-- Short exercise --
Skip the pictures. Reproduce all other material exactly.

___ Information shown ___

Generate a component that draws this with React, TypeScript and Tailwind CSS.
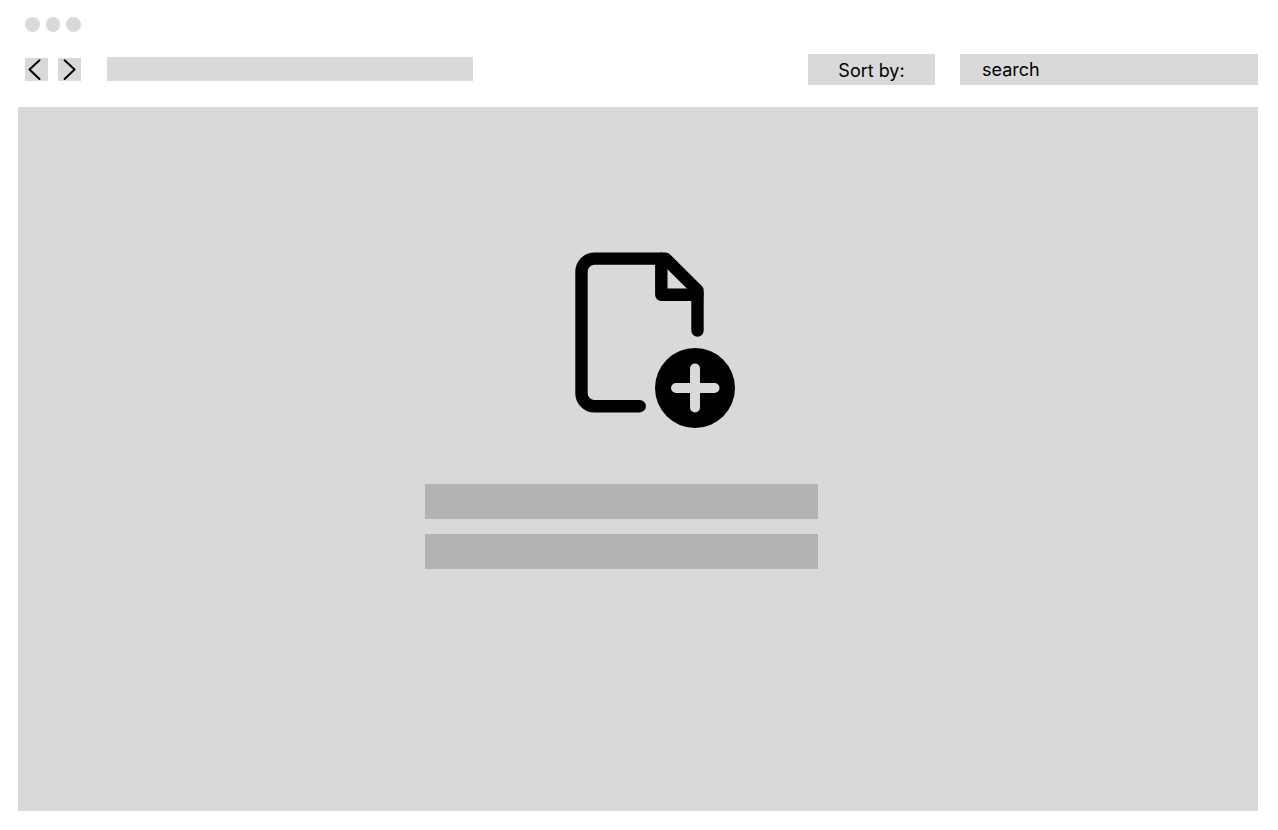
function WindowDots() {
  return (
    <div className="flex gap-[6px] px-[7px]" aria-hidden="true">
      <span className="size-[15px] rounded-full bg-[#d9d9d9]" />
      <span className="h-[15px] w-[14px] rounded-full bg-[#d9d9d9]" />
      <span className="size-[15px] rounded-full bg-[#d9d9d9]" />
    </div>
  );
}

function NavButton({ label, path }: { label: string; path: string }) {
  return (
    <button type="button" aria-label={label} className="size-[23px] bg-[#d9d9d9]">
      <svg viewBox="0 0 23 23" className="size-full" fill="none" stroke="#000" strokeWidth="2" strokeLinecap="round" strokeLinejoin="round">
        <path d={path} />
      </svg>
    </button>
  );
}

function AddFileIcon() {
  return (
    <svg viewBox="0 0 160 176" className="h-44 w-40" fill="none" stroke="#000" strokeWidth="12.4" strokeLinecap="round" strokeLinejoin="round">
      <path d="M64.7 154.2H19.7A13 13 0 0 1 6.5 141.2V19.6A13 13 0 0 1 19.7 6.6H90.5L122.5 38.4V78.5" />
      <path d="M86.3 6.6V42.8H122.5" />
      <circle cx="120" cy="136" r="40" fill="#000" stroke="none" />
      <path d="M120 116.5V155.5M101 136H139.5" stroke="#d9d9d9" strokeWidth="10" />
    </svg>
  );
}

export default function App() {
  return (
    <div className="flex min-h-screen flex-col bg-white pt-[17px] pr-5 pb-[19px] pl-[18px] font-['Inter',sans-serif] text-lg text-black">
      <WindowDots />
      <header className="mt-[22px] flex items-start pl-[7px]">
        <div className="flex items-end pt-[3px]">
          <nav className="flex gap-[10px]" aria-label="History">
            <NavButton label="Back" path="M14.5 2.2L4.5 11.5L14.5 21" />
            <NavButton label="Forward" path="M6.6 2.2L16.6 11.5L6.6 21" />
          </nav>
          <div className="ml-[26px] h-6 w-[366px] bg-[#d9d9d9]" />
        </div>
        <button type="button" className="ml-auto h-[31px] w-[127px] bg-[#d9d9d9] pt-[2px]">
          Sort by:
        </button>
        <input
          type="search"
          aria-label="search"
          placeholder="search"
          className="ml-[25px] h-[31px] w-[298px] appearance-none bg-[#d9d9d9] px-[22px] outline-none placeholder:text-black"
        />
      </header>
      <main className="mt-[22px] flex grow justify-center bg-[#d9d9d9] pt-[145px] pr-[33px]">
        <div className="flex w-[393px] flex-col">
          <div className="pl-[150px]">
            <AddFileIcon />
          </div>
          <div className="mt-14 h-[35px] bg-[#b3b3b3]" />
          <div className="mt-[15px] h-[35px] bg-[#b3b3b3]" />
        </div>
      </main>
    </div>
  );
}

___

-- Answer to this task --
Generate a component that draws this with React, TypeScript and Tailwind CSS.
function WindowDots() {
  return (
    <div className="flex gap-[6px] px-[7px]" aria-hidden="true">
      <span className="size-[15px] rounded-full bg-[#d9d9d9]" />
      <span className="h-[15px] w-[14px] rounded-full bg-[#d9d9d9]" />
      <span className="size-[15px] rounded-full bg-[#d9d9d9]" />
    </div>
  );
}

function NavButton({ label, path }: { label: string; path: string }) {
  return (
    <button type="button" aria-label={label} className="size-[23px] bg-[#d9d9d9]">
      <svg viewBox="0 0 23 23" className="size-full" fill="none" stroke="#000" strokeWidth="2" strokeLinecap="round" strokeLinejoin="round">
        <path d={path} />
      </svg>
    </button>
  );
}

function AddFileIcon() {
  return (
    <svg viewBox="0 0 160 176" className="h-44 w-40" fill="none" stroke="#000" strokeWidth="12.4" strokeLinecap="round" strokeLinejoin="round">
      <path d="M64.7 154.2H19.7A13 13 0 0 1 6.5 141.2V19.6A13 13 0 0 1 19.7 6.6H90.5L122.5 38.4V78.5" />
      <path d="M86.3 6.6V42.8H122.5" />
      <circle cx="120" cy="136" r="40" fill="#000" stroke="none" />
      <path d="M120 116.5V155.5M101 136H139.5" stroke="#d9d9d9" strokeWidth="10" />
    </svg>
  );
}

export default function App() {
  return (
    <div className="flex min-h-screen flex-col bg-white pt-[17px] pr-5 pb-[19px] pl-[18px] font-['Inter',sans-serif] text-lg text-black">
      <WindowDots />
      <header className="mt-[22px] flex items-start pl-[7px]">
        <div className="flex items-end pt-[3px]">
          <nav className="flex gap-[10px]" aria-label="History">
            <NavButton label="Back" path="M14.5 2.2L4.5 11.5L14.5 21" />
            <NavButton label="Forward" path="M6.6 2.2L16.6 11.5L6.6 21" />
          </nav>
          <div className="ml-[26px] h-6 w-[366px] bg-[#d9d9d9]" />
        </div>
        <button type="button" className="ml-auto h-[31px] w-[127px] bg-[#d9d9d9] pt-[2px]">
          Sort by:
        </button>
        <input
          type="search"
          aria-label="search"
          placeholder="search"
          className="ml-[25px] h-[31px] w-[298px] appearance-none bg-[#d9d9d9] px-[22px] outline-none placeholder:text-black"
        />
      </header>
      <main className="mt-[22px] flex grow justify-center bg-[#d9d9d9] pt-[145px] pr-[33px]">
        <div className="flex w-[393px] flex-col">
          <div className="pl-[150px]">
            <AddFileIcon />
          </div>
          <div className="mt-14 h-[35px] bg-[#b3b3b3]" />
          <div className="mt-[15px] h-[35px] bg-[#b3b3b3]" />
        </div>
      </main>
    </div>
  );
}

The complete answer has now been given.